Monks have always told the story of Mary of Egypt to remind themselves not to grow complacent in their monastic observances, mistaking them for the salvation that comes from God alone. And in the Eastern Orthodox churches, Mary’s life is read on the Fifth Sunday of Lent, presented, as the scholar Benedicta Ward tells us, “as an icon in words of the theological truths about repentance.” Mary’s story is an important one, but not because she seems particularly relevant to teenaged prostitutes, or because the world would be a better place if prostitutes thought better of things and headed for the nearest desert to live in caves. Repentance is not a popular word these days, but I believe that any of us recognize it when it strikes us in the gut. Repentance is coming to our senses, seeing, suddenly, what we’ve done that we might not have done, or recognizing, as Oscar Wilde says in his great religious meditation De Profundis, that the problem is not in what we do but in what we become.

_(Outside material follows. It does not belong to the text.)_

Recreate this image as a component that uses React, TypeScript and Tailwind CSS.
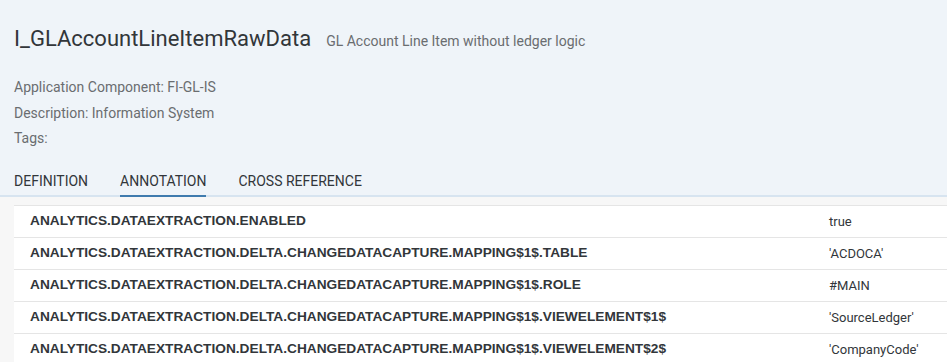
import React from 'react';

const tabs = ['Definition', 'Annotation', 'Cross Reference'];

const rows = [
  { key: 'ANALYTICS.DATAEXTRACTION.ENABLED', value: 'true' },
  { key: 'ANALYTICS.DATAEXTRACTION.DELTA.CHANGEDATACAPTURE.MAPPING$1$.TABLE', value: "'ACDOCA'" },
  { key: 'ANALYTICS.DATAEXTRACTION.DELTA.CHANGEDATACAPTURE.MAPPING$1$.ROLE', value: '#MAIN' },
  { key: 'ANALYTICS.DATAEXTRACTION.DELTA.CHANGEDATACAPTURE.MAPPING$1$.VIEWELEMENT$1$', value: "'SourceLedger'" },
  { key: 'ANALYTICS.DATAEXTRACTION.DELTA.CHANGEDATACAPTURE.MAPPING$1$.VIEWELEMENT$2$', value: "'CompanyCode'" },
];

export default function App() {
  const active = 'Annotation';

  return (
    <div className="min-h-screen bg-[#f7f7f7] font-['Roboto','Liberation_Sans',sans-serif]">
      {/* Object header */}
      <header className="bg-[#eff4f9] border-b-2 border-[#d7e4f0] px-[14px]">
        <div className="flex items-baseline gap-[15px] pt-[24px]">
          <h1 className="text-[22px] leading-[30px] text-[#32363a]">I_GLAccountLineItemRawData</h1>
          <span className="text-[14px] text-[#6a6d70]">GL Account Line Item without ledger logic</span>
        </div>

        <div className="mt-[24px] flex flex-col gap-[6.5px] text-[14px] leading-[19px] text-[#6a6d70]">
          <p>Application Component: FI-GL-IS</p>
          <p>Description: Information System</p>
          <p>Tags:</p>
        </div>

        <nav className="mt-[23px] flex gap-[32px]">
          {tabs.map((tab) => (
            <button
              key={tab}
              className={`pb-[4px] text-[14px] leading-[20px] uppercase text-[#32363a] border-b-2 -mb-[2px] ${
                tab === active ? 'border-[#3f7bae]' : 'border-transparent'
              }`}
            >
              {tab}
            </button>
          ))}
        </nav>
      </header>

      {/* Annotation table */}
      <div className="pt-[8px] pl-[14px]">
        <div className="bg-white border-t border-[#e5e5e5]">
          {rows.map((row) => (
            <div
              key={row.key}
              className="flex items-center h-[32px] border-b border-[#e5e5e5] text-[13px] text-[#32363a]"
            >
              <span className="flex-1 pl-[16px] text-[13.7px] font-bold font-['Liberation_Sans',sans-serif]">
                {row.key}
              </span>
              <span className="w-[118px]">{row.value}</span>
            </div>
          ))}
        </div>
      </div>
    </div>
  );
}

Repentance is valuable because it opens in us the idea of change. I’ve known several young women who’ve worked in the sex trade, and one of the worst problems they encounter is the sense that change isn’t possible. They’re in a business that will discard them as useless once they’re past thirty, but they come to feel that this work is all they can do. Many, in fact, do not like what they become. The facile thinking of middle-class America—I’m OK, you’re OK, your pimp is OK—isn’t of much use to these women once they recognize that they need a change.

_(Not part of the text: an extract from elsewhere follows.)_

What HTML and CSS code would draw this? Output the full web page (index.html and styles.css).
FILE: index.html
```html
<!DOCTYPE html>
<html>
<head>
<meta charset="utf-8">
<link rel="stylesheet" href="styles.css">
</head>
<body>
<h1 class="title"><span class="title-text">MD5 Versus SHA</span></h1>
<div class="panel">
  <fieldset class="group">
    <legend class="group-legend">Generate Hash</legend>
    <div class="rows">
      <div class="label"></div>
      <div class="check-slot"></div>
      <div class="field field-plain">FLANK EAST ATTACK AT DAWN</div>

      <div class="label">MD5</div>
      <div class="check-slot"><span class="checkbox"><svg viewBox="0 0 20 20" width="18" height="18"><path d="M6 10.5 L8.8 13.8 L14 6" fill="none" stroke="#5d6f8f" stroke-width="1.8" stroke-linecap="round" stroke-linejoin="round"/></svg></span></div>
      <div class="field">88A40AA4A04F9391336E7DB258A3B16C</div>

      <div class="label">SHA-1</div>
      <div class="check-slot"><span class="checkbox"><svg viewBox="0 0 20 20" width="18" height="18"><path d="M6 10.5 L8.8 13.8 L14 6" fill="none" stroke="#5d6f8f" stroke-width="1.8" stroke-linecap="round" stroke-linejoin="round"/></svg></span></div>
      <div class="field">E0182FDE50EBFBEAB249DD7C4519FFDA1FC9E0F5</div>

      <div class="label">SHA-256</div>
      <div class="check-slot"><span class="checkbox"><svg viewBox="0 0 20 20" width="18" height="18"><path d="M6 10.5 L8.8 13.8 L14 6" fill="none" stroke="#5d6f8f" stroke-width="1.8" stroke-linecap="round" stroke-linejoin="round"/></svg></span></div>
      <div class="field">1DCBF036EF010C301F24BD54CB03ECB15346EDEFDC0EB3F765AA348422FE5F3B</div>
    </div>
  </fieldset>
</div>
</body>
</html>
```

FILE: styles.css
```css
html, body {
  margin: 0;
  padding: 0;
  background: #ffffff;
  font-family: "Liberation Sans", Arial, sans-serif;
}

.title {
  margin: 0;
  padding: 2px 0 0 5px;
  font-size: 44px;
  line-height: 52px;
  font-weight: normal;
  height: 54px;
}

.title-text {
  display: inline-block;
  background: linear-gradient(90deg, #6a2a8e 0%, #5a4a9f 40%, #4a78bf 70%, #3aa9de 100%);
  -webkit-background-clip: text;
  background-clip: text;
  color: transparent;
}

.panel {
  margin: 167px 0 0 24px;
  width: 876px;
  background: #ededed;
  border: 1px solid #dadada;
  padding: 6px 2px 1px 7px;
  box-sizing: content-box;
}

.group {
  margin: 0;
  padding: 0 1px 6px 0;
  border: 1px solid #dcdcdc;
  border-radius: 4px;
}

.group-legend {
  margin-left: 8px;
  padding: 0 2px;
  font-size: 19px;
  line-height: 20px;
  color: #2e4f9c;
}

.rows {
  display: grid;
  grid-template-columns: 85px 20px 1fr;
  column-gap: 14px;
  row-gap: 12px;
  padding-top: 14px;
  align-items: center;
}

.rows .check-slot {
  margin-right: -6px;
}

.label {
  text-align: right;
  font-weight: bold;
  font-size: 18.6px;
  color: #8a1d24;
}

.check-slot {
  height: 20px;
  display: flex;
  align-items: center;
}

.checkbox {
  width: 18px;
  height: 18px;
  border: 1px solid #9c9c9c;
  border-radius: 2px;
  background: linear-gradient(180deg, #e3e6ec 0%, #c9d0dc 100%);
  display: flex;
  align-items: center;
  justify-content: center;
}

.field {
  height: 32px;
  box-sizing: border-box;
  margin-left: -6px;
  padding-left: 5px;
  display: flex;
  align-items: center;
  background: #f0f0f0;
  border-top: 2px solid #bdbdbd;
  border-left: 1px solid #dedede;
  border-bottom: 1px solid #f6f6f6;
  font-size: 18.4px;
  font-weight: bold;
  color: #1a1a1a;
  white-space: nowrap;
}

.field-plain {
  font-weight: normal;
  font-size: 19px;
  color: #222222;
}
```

The story of Mary of Egypt opens the floodgates of change. It comes from a tradition of desert stories suggesting that if monks and whores can’t talk to each other, who can? The monk who encounters Mary still has a lot to learn; his understanding of the spiritual life is facile in comparison to hers, and he knows it. Mary, for all her trials, is like one of those fortunate souls in the gospels to whom Jesus says, “Your faith has made you whole.” Benedicta Ward has said that these stories are about deliverance from “despair of the soul, from the risk of the tragedy of refusing life, of calling death life,” which may be one function of the slang term for prostitution: it is called “the life.” But the story of Mary of Egypt is one any of us might turn to when we’re frozen up inside, when we’re in need of remorse, in need of the tears that will melt what Ward terms “the ultimate block within [us]; that deep and cold conviction that [we] cannot love or be loved.” In this tradition, Ward says, virginity, defined as being whole, at one in oneself, and with God, can be restored by tears.

SAVED BY

A ROCKETTE:

EASTERS

I HAVE KNOWN

Let us sing now, not in order to enjoy a life of leisure, but in

order to lighten your labors. You should sing as wayfarers do—

sing, but continue your journey. Do not be lazy, but sing to make

your journey more enjoyable. Sing, but keep going.

—St. Augustine

A dark plaid, deep reds and browns. My favorite dress. Soft cotton, no scratchy lace. Buster Brown shoes. An occasion; my mother has set my hair in rags overnight and in the morning she lets me brush out the curls. Then we go to a department store in downtown Washington, D.C., where along with other children, I have tea and cookies with the Easter Bunny. I have the photograph to prove it.

I love singing in the cherub choir at the First Methodist Church in Arlington, Virginia. In the picture I pose before the altar, hands pressed together, eyes closed tight as if I am praying hard. But I am thinking about the way I look, in the starched white collar and big black bow tie, my arms like angel wings in voluminous pale blue sleeves.

Much is made of new things. The electric stove, on which I promptly burned the palm of my right hand. The television. There’s a story on television that I like very much, because it is the same story I hear at Sunday school.